Based (loosely) on actual events…

There’s a moment late in fall, when most of the leaves have dropped from their branches and are hanging out on a sidewalk or in a gutter, somewhere—looking dried, crunchy, and bored—when you realize that fall has truly closed the door on yet another summer. And in terms of yearly seasons, that’s a moment of transition…not because of what the calendar says or because the earth tilts or rotates in a certain way, but because your heart knows that all the plans of spring are now memories or otherwise missed. And the gutter is not nearly as grand a perch, for a leaf, as the cresting branch of a cottonwood tree.

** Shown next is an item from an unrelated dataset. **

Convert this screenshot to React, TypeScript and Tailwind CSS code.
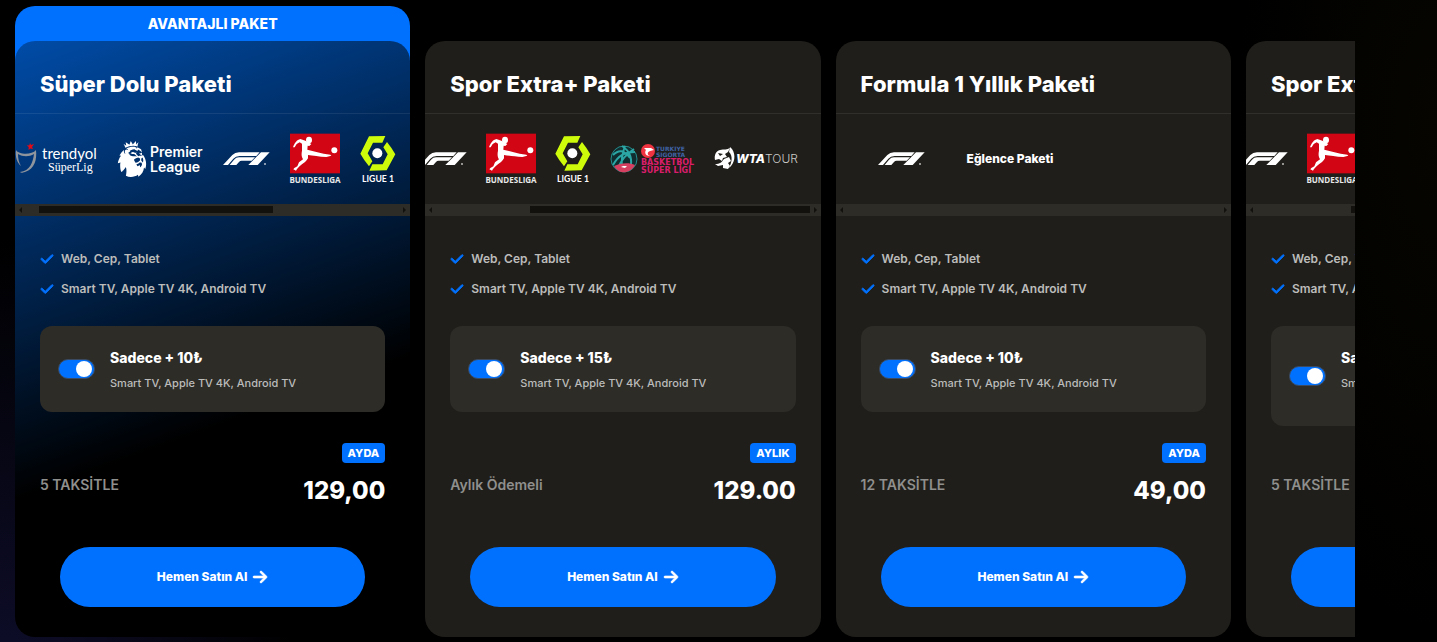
import { useId } from "react";
import type { ReactNode } from "react";
import { FaArrowRight, FaCheck } from "react-icons/fa6";
import { SiPremierleague } from "react-icons/si";

function TrendyolLogo() {
  return (
    <svg viewBox="0 0 83 34" className="h-[34px] w-[83px] shrink-0 overflow-visible" role="img" aria-label="Trendyol Süper Lig">
      <path d="M1 8 C4 13 17 13 21 8 C22 17 20 27 10 30 C7 31 6 31 5 30 C15 29 18 20 19 12 C14 15 8 15 3 12 C3 17 4 21 6 24 C2 21 0 14 1 8 Z" fill="#8f959d" />
      <path d="m15 1 1 2 3-1-2 3 1 2-2.500-.5-2 1.500.200-3-2-1.500 2.600-.3z" fill="#e30a17" />
      <text x="27" y="17" fontSize="15" fill="#fff" fontFamily="Lato, sans-serif">trendyol</text>
      <text x="33" y="29" fontSize="12" fill="#fff" fontFamily="'Liberation Serif', serif">SüperLig</text>
    </svg>
  );
}

function PremierLeagueLogo() {
  return (
    <div className="flex w-[85px] shrink-0 items-center text-white" role="img" aria-label="Premier League">
      <SiPremierleague className="-ml-1 size-9 shrink-0" />
      <span className="text-[14px] leading-[15px] font-semibold">
        Premier
        <br />
        League
      </span>
    </div>
  );
}

function FormulaLogo() {
  return (
    <svg viewBox="0 0 141 40" className="h-[14px] w-[47px] shrink-0" fill="#fff" role="img" aria-label="Formula 1">
      <path d="M0 38 28 8Q36 0 48 0H110L100 11H50Q38 11 31 19L15 38Z" />
      <path d="M20 38 33 22Q39 15 48 15H96L86 25H56Q51 25 48 29L40 38Z" />
      <path d="M114 0H140L104 38H76Z" />
      <circle cx="126" cy="35" r="3" opacity=".7" />
    </svg>
  );
}

function BundesligaLogo() {
  return (
    <svg viewBox="0 0 150 156" className="h-[52px] w-[50px] shrink-0 overflow-visible" role="img" aria-label="Bundesliga">
      <rect y="2" width="150" height="119" fill="#d20515" />
      <g fill="#fff" transform="translate(0 2)">
        <ellipse cx="57" cy="19" rx="9" ry="10" />
        <path d="M9 41 C13 29 21 18 31 16 L46 21 Q55 25 64 31 L58 37 L53 36 L52 48 C68 51 84 57 101 60 L121 63 L124 66 L109 70 C88 69 68 66 54 64 L54 74 C49 83 42 88 34 93 C29 96 25 102 21 106 L18 111 L10 107 L13 103 L22 98 L27 86 L39 77 C34 69 34 60 36 51 L36 30 L29 26 L20 31 L14 41 Z" />
        <circle cx="133" cy="50" r="9" />
      </g>
      <text x="75" y="151" textAnchor="middle" fontSize="24" fontWeight="700" fill="#e8e8e8" fontFamily="'Open Sans', sans-serif">BUNDESLIGA</text>
    </svg>
  );
}

function LigueLogo() {
  return (
    <svg viewBox="0 0 108 141" className="h-[47px] w-9 shrink-0 overflow-visible" role="img" aria-label="Ligue 1">
      <g fill="#cdfb0a">
        <path d="M27 1 76 0 67 20H39L23 52 37 76 27 91Q13 74 1 53Z" />
        <path d="M81 18Q94 34 106 55L80 103 28 104 37 85H68L83 55 70 34Z" />
      </g>
      <circle cx="52" cy="52" r="15" fill="#fff" />
      <text x="54" y="137" textAnchor="middle" fontSize="26" fontWeight="700" fill="#fff" fontFamily="Lato, sans-serif">LIGUE 1</text>
    </svg>
  );
}

function BasketbolLogo() {
  return (
    <svg viewBox="0 0 85 30" className="h-[30px] w-[85px] shrink-0 overflow-visible" role="img" aria-label="Türkiye Sigorta Basketbol Süper Ligi">
      <circle cx="14" cy="15" r="13" fill="#102d30" stroke="#248d8d" />
      <path d="M3 11C9 5 14 6 20 14M3 21C8 12 14 8 25 8M12 2C20 7 23 15 20 26M8 24C11 17 16 10 24 5M15 2C12 10 11 15 12 23" stroke="#2ba6a4" strokeWidth="2" fill="none" />
      <path d="M4 22C10 19 19 18 25 21C20 30 9 31 4 22Z" fill="#d84061" />
      <path d="m11 23 2-1h4l-2 2z" fill="#fff" />
      <circle cx="38" cy="7" r="7" fill="#ef3340" />
      <path d="M34 4h7l3 2-4 1c-3 1-3 4 0 5-4 0-6-3-4-6z" fill="#fff" />
      <g fontFamily="'DejaVu Sans', sans-serif" fontWeight="700">
        <text x="46" y="7" fontSize="6" fill="#3f63a6">TURKIYE</text>
        <text x="46" y="13" fontSize="6" fill="#3f63a6">SIGORTA</text>
        <text x="31" y="21" fontSize="8" fill="#d91d6b">BASKETBOL</text>
        <text x="31" y="29" fontSize="8" fill="#d91d6b">SÜPER LİGİ</text>
      </g>
    </svg>
  );
}

function WtaLogo() {
  return (
    <svg viewBox="0 0 84 24" className="h-6 w-[84px] shrink-0 overflow-visible" fill="#fff" role="img" aria-label="WTA Tour">
      <path d="M6 3C10 2 13 3 16 1L14 5L11 7L13 10L9 11L8 14L5 12L1 13C0 8 2 4 6 3Z" />
      <path d="M1 17C6 17 8 15 10 12L15 10L17 14L14 16L16 19L14 22L9 21L9 18L4 19Z" />
      <path d="M16 0 18 2C22 8 21 16 15 21C18 15 19 9 15 5Z" />
      <path d="m4 6 5 1-3 2z" fill="#1f1e1a" />
      <text x="22" y="16" fontSize="12" fontWeight="800" fontStyle="italic" fontFamily="Inter, sans-serif">WTA</text>
      <text x="51" y="16" fontSize="12" fontWeight="300" fill="#c9c8c6" fontFamily="Inter, sans-serif">TOUR</text>
    </svg>
  );
}

type Plan = {
  title: string;
  featured?: boolean;
  logos: ReactNode;
  thumb?: { left: number; width: number };
  extraPrice: string;
  extraDevices: string;
  tallExtra?: boolean;
  terms: string;
  period: string;
  price: string;
};

const sportLogos = (
  <div className="-ml-[5px] flex items-center gap-[19px]">
    <FormulaLogo />
    <BundesligaLogo />
    <LigueLogo />
    <BasketbolLogo />
    <WtaLogo />
  </div>
);

const plans: Plan[] = [
  {
    title: "Süper Dolu Paketi",
    featured: true,
    logos: (
      <div className="flex items-center gap-5">
        <TrendyolLogo />
        <PremierLeagueLogo />
        <FormulaLogo />
        <BundesligaLogo />
        <LigueLogo />
      </div>
    ),
    thumb: { left: 6, width: 59.2 },
    extraPrice: "Sadece + 10₺",
    extraDevices: "Smart TV, Apple TV 4K, Android TV",
    terms: "5 TAKSİTLE",
    period: "AYDA",
    price: "129,00",
  },
  {
    title: "Spor Extra+ Paketi",
    logos: sportLogos,
    thumb: { left: 26.6, width: 70.8 },
    extraPrice: "Sadece + 15₺",
    extraDevices: "Smart TV, Apple TV 4K, Android TV",
    terms: "Aylık Ödemeli",
    period: "AYLIK",
    price: "129.00",
  },
  {
    title: "Formula 1 Yıllık Paketi",
    logos: (
      <div className="flex items-center gap-[42px] pl-[42px]">
        <FormulaLogo />
        <span className="text-[12px] font-extrabold text-white">Eğlence Paketi</span>
      </div>
    ),
    extraPrice: "Sadece + 10₺",
    extraDevices: "Smart TV, Apple TV 4K, Android TV",
    terms: "12 TAKSİTLE",
    period: "AYDA",
    price: "49,00",
  },
  {
    title: "Spor Extra+ Paketi",
    logos: sportLogos,
    thumb: { left: 26.6, width: 70.8 },
    extraPrice: "Sadece + 10₺",
    extraDevices: "Smart TV, Apple TV 4K, Android TV",
    tallExtra: true,
    terms: "5 TAKSİTLE",
    period: "AYDA",
    price: "99,00",
  },
];

function ScrollTrack({ thumb }: { thumb?: { left: number; width: number } }) {
  return (
    <div className="relative flex h-3 items-center justify-between bg-[#2d2c27] px-1">
      <svg viewBox="0 0 3 6" className="h-[6px] w-[3px]" fill="#12110e" aria-hidden="true">
        <path d="M3 0v6L0 3z" />
      </svg>
      {thumb && (
        <div
          className="absolute top-[2px] h-[7px] bg-[#12110e]"
          style={{ left: `${thumb.left}%`, width: `${thumb.width}%` }}
        />
      )}
      <svg viewBox="0 0 3 6" className="h-[6px] w-[3px]" fill="#12110e" aria-hidden="true">
        <path d="M0 0v6l3-3z" />
      </svg>
    </div>
  );
}

function PlanCard({ plan }: { plan: Plan }) {
  const id = useId();
  return (
    <li className="flex shrink-0 basis-[calc((100%+14px)/3.3-15px)] flex-col">
      {plan.featured ? (
        <div className="-mb-5 h-[55px] rounded-t-[20px] bg-[#0071ff] text-center text-[14px] leading-9 font-extrabold text-white">
          AVANTAJLI PAKET
        </div>
      ) : (
        <div className="h-[35px]" />
      )}
      <article
        className={
          plan.featured
            ? "flex flex-1 flex-col overflow-hidden rounded-[20px] bg-[linear-gradient(160deg,#004ca8_0%,#000_62%)]"
            : "flex flex-1 flex-col overflow-hidden rounded-[20px] bg-[#1f1e1a]"
        }
      >
        <h2 className="border-b border-white/8 px-[25px] pt-[28px] pb-[14px] text-[22px] leading-[30px] font-extrabold whitespace-nowrap text-white">
          {plan.title}
        </h2>
        <div className="flex h-[90px] items-center overflow-hidden">{plan.logos}</div>
        <ScrollTrack thumb={plan.thumb} />

        <ul className="px-[25px] pt-[28px] text-[12px] leading-[30px] font-semibold text-[#bcbcbb]">
          {["Web, Cep, Tablet", "Smart TV, Apple TV 4K, Android TV"].map((item) => (
            <li key={item} className="flex items-center gap-[7px] whitespace-nowrap">
              <FaCheck className="size-[14px] shrink-0 text-[#0071ff]" stroke="currentColor" strokeWidth={32} />
              {item}
            </li>
          ))}
        </ul>

        <div className="mx-[25px] mt-[22px] mb-[17px] flex items-center gap-[15px] rounded-xl bg-[#2d2c27] px-[18px] py-[22px]">
          <input
            id={id}
            type="checkbox"
            defaultChecked
            className="flex h-5 w-[37px] shrink-0 appearance-none items-center rounded-full border border-[#3b4a60] bg-[#55544f] px-[2px] before:size-4 before:rounded-full before:bg-white checked:justify-end checked:bg-[#0071ff]"
          />
          <label htmlFor={id} className={plan.tallExtra ? "flex flex-col gap-2 pb-[14px]" : "flex flex-col gap-2"}>
            <span className="text-[14px] leading-5 font-extrabold text-white">{plan.extraPrice}</span>
            <span className="text-[11px] leading-[14px] font-medium whitespace-nowrap text-[#bcbcbb]">
              {plan.extraDevices}
            </span>
          </label>
        </div>

        <div className="mt-auto flex items-start justify-between px-[25px]">
          <span className="mt-8 text-[14px] leading-5 font-semibold text-[#8f8f8d]">{plan.terms}</span>
          <div className="flex flex-col items-end gap-3">
            <span className="rounded bg-[#0071ff] px-[6px] text-[11px] leading-5 font-extrabold text-white">
              {plan.period}
            </span>
            <span className="text-[24px] leading-[32px] font-extrabold text-white">{plan.price}</span>
          </div>
        </div>
        <button
          type="button"
          className="mx-[45px] mt-[40px] mb-[30px] flex h-[60px] items-center justify-center gap-[5px] rounded-full bg-[#0071ff] text-[12px] font-extrabold whitespace-nowrap text-white"
        >
          Hemen Satın Al
          <FaArrowRight className="size-4" stroke="currentColor" strokeWidth={20} />
        </button>
      </article>
    </li>
  );
}

export default function App() {
  return (
    <main className="min-h-screen bg-black bg-[radial-gradient(ellipse_300px_500px_at_0%_115%,#100f30_0%,transparent_100%),radial-gradient(ellipse_200px_500px_at_100%_20%,#060500_0%,transparent_100%)] pt-[6px] pr-[82px] pb-[5px] pl-[15px] font-['Inter','Noto_Sans',sans-serif]">
      <ul className="flex gap-[15px] overflow-hidden">
        {plans.map((plan, index) => (
          <PlanCard key={index} plan={plan} />
        ))}
      </ul>
    </main>
  );
}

There’s also a moment when you’re sitting in the chair at Fantastic Sam’s, and you look at the cut hair falling in your lap and feel like it must belong to somebody else—because there’s no way your head holds that many gray strands. And in terms of life seasons, that’s a moment of transition…not because of the number of candles on a cake or how many laps the earth has run around the sun, but because youth is now more reflection than reality, and so many memories not made are, probably, otherwise missed.

So, I sat on a bench not far from the fallen leaves, a somber sky hanging low in the November chill, contemplating the gray hair in my lap from earlier that morning and a route not taken in my life, once, many years ago. Those are always the perfect ones, the routes not taken, because they never had the chance to be less—and reflection is usually more romantic than reality. It’s not that I felt old in the moment; but I no longer felt young. Somewhere, the equinox of my life had ushered in a new season; and the autumn breeze pushed in cold against my cheek.

Summer to fall is such a telling transition in our seasons, because it’s one tainted more by perspective than any others. No list is ever completed in the summer; winter always comes on too fast; and tucked in between are the glorious palettes and deep blue backdrops of trees against a few weeks of afternoon skies. Then the leaves fall, the sky drops, and a breeze—once warm on the skin—becomes more biting than inviting. It’s only human to feel a tinge of sadness at the fallen leaves and to wonder whose hair has dropped gray around your feet. It’s only human to wish for more time against the seasons.  In that moment, I felt that there were more things I would never do, than things I would ever do.

Then a remarkable thing happened. A car sped past, close to the curb, and as it did, the leaves in the gutter grabbed hold of its running wake. They squealed like kids on a roller coaster and rode the wind off of the curb and into the air, where they caught the larger breeze, which lifted them up even higher, out across the street and over the rooftops, to a place that was new, a journey that was aloft and stirring. And I realized that their season wasn’t over. It was, in so many ways, just beginning; and places they could only see from their branch a few weeks earlier became destinations and moments to which they ran. The breeze no longer felt so cold on my cheek; it flared with possibility, and I was lifted.

And though I’m 98% sure it was all my imagination, I’ll keep this as part of my memory, anyway. As I was standing to walk away, there was another car, another gust, and another group of leaves set free on the wind. They rose and danced and cheered in delight; and as the last one of the bunch reached higher into the churning air, he stopped for a moment—suspended in time and space—turned, and gave me a quick wink and smile…before riding the breeze to a place in the distance that only a season before had been nothing more than a speck on the horizon.

Seasons be damned. We were born to ride the wind.